▶ **PROVIDED RECORDS**
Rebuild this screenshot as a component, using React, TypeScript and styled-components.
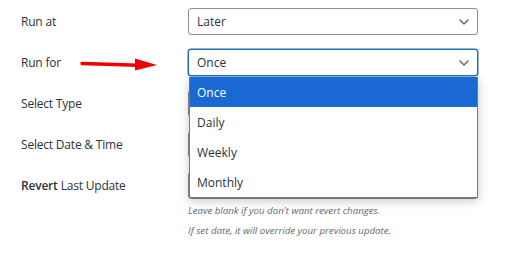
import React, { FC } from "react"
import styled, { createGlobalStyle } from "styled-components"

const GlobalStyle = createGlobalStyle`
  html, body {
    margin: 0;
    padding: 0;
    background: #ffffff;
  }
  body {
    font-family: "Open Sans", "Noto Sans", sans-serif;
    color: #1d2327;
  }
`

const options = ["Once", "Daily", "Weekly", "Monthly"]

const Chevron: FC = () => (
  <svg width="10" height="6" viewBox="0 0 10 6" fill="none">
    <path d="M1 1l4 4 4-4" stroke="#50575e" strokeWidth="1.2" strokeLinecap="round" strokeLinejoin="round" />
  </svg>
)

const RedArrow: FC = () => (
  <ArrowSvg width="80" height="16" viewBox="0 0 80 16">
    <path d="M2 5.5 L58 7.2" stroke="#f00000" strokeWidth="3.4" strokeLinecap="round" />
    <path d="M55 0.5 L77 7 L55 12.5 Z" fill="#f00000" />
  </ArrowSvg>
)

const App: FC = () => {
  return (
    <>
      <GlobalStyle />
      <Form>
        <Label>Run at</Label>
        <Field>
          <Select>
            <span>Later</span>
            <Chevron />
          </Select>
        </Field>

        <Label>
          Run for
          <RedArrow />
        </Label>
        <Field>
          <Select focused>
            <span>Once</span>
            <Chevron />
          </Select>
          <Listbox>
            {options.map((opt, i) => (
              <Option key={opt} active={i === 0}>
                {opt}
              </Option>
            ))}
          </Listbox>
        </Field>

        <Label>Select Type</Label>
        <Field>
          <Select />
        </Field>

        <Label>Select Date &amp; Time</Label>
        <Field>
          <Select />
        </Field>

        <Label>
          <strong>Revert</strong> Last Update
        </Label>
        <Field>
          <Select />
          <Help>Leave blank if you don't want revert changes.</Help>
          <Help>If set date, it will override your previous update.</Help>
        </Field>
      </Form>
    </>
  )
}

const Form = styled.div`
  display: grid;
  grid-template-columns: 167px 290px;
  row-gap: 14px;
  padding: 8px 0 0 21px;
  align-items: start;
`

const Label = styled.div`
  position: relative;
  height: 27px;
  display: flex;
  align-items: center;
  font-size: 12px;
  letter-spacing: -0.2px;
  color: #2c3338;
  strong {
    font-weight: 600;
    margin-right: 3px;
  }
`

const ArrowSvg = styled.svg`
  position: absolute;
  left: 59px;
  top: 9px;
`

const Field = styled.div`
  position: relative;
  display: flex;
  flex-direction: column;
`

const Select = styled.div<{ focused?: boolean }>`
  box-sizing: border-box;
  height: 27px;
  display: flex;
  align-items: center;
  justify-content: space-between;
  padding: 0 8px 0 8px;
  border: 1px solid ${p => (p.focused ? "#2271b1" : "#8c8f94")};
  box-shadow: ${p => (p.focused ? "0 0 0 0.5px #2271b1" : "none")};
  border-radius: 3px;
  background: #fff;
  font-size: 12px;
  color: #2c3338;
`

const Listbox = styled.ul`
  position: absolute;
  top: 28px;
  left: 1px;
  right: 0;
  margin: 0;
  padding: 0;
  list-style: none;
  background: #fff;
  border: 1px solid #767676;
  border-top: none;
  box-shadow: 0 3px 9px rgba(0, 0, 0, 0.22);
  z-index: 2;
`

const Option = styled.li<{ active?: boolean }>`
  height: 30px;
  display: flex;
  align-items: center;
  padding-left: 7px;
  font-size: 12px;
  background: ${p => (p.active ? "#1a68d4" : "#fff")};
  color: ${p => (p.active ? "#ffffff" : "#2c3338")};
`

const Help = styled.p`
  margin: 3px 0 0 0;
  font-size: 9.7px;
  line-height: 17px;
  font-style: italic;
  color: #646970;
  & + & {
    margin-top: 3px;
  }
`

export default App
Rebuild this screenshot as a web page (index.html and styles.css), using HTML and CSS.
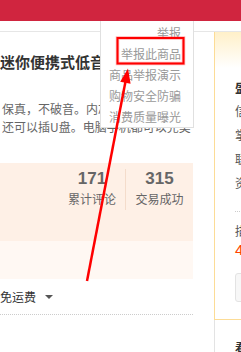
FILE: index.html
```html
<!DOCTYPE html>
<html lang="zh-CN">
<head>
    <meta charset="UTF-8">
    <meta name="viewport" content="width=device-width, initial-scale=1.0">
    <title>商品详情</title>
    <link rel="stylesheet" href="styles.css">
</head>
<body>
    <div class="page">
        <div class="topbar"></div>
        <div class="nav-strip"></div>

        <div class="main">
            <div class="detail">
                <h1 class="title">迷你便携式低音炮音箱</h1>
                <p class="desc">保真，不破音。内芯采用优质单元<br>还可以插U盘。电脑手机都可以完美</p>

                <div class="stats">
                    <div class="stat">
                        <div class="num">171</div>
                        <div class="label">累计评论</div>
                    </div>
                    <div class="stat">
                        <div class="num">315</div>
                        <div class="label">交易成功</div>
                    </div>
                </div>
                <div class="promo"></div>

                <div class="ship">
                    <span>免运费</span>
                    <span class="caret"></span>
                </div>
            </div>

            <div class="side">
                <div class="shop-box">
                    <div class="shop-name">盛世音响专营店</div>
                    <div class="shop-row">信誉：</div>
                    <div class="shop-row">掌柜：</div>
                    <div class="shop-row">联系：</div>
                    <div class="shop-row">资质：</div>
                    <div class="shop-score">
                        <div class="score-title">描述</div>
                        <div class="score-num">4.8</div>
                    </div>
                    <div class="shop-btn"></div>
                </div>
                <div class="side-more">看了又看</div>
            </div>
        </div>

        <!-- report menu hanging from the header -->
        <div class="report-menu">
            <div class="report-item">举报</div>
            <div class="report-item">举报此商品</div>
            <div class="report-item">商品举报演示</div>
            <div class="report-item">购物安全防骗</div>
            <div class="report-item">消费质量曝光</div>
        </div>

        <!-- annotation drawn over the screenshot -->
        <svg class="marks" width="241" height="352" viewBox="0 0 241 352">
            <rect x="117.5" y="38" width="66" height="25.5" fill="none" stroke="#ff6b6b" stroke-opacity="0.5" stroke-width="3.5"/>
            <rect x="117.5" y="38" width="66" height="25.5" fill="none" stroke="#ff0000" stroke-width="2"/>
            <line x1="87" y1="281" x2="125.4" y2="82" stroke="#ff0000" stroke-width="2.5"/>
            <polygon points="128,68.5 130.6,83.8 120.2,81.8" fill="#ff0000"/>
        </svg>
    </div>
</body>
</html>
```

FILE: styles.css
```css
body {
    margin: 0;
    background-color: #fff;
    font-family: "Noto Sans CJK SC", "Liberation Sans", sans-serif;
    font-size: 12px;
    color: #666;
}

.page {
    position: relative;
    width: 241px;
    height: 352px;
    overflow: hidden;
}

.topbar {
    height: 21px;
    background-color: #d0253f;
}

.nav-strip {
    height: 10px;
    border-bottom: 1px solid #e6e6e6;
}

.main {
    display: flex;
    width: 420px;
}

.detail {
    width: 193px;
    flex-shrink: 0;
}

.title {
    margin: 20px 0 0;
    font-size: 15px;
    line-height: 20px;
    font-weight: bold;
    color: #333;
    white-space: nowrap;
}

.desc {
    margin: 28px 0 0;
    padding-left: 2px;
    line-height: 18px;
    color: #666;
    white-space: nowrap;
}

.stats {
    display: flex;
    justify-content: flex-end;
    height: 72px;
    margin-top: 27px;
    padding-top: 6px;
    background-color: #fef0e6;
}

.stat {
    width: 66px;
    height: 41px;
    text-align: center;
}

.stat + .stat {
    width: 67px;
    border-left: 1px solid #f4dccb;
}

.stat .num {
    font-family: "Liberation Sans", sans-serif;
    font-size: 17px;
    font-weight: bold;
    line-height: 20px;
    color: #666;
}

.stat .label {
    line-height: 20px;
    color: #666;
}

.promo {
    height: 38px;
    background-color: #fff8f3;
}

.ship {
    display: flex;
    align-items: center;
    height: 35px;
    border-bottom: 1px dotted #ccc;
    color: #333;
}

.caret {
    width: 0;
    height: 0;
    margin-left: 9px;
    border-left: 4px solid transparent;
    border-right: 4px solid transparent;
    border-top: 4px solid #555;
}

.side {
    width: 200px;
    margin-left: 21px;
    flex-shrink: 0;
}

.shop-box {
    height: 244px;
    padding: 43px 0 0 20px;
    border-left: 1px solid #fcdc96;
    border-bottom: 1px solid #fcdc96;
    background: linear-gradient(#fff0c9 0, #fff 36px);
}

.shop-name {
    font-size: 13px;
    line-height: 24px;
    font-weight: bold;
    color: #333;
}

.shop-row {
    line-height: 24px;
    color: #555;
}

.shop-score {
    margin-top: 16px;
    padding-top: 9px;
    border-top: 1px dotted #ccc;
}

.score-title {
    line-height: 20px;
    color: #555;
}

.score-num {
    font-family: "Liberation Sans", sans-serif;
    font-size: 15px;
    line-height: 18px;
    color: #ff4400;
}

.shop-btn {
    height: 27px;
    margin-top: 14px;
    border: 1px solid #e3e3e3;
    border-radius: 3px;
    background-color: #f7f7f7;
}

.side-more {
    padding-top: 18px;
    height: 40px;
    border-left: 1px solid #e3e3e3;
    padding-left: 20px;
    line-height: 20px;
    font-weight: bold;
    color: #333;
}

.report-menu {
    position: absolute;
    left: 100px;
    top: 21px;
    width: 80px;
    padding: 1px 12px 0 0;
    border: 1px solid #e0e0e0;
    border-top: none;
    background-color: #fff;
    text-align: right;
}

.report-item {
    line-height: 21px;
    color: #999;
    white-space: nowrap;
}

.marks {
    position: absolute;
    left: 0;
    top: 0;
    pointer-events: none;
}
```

▶ **REQUIREMENT**
Copy each line in the data that holds the word "Rebuild".

▶ **THE RESULT**
Rebuild this screenshot as a component, using React, TypeScript and styled-components.
Rebuild this screenshot as a web page (index.html and styles.css), using HTML and CSS.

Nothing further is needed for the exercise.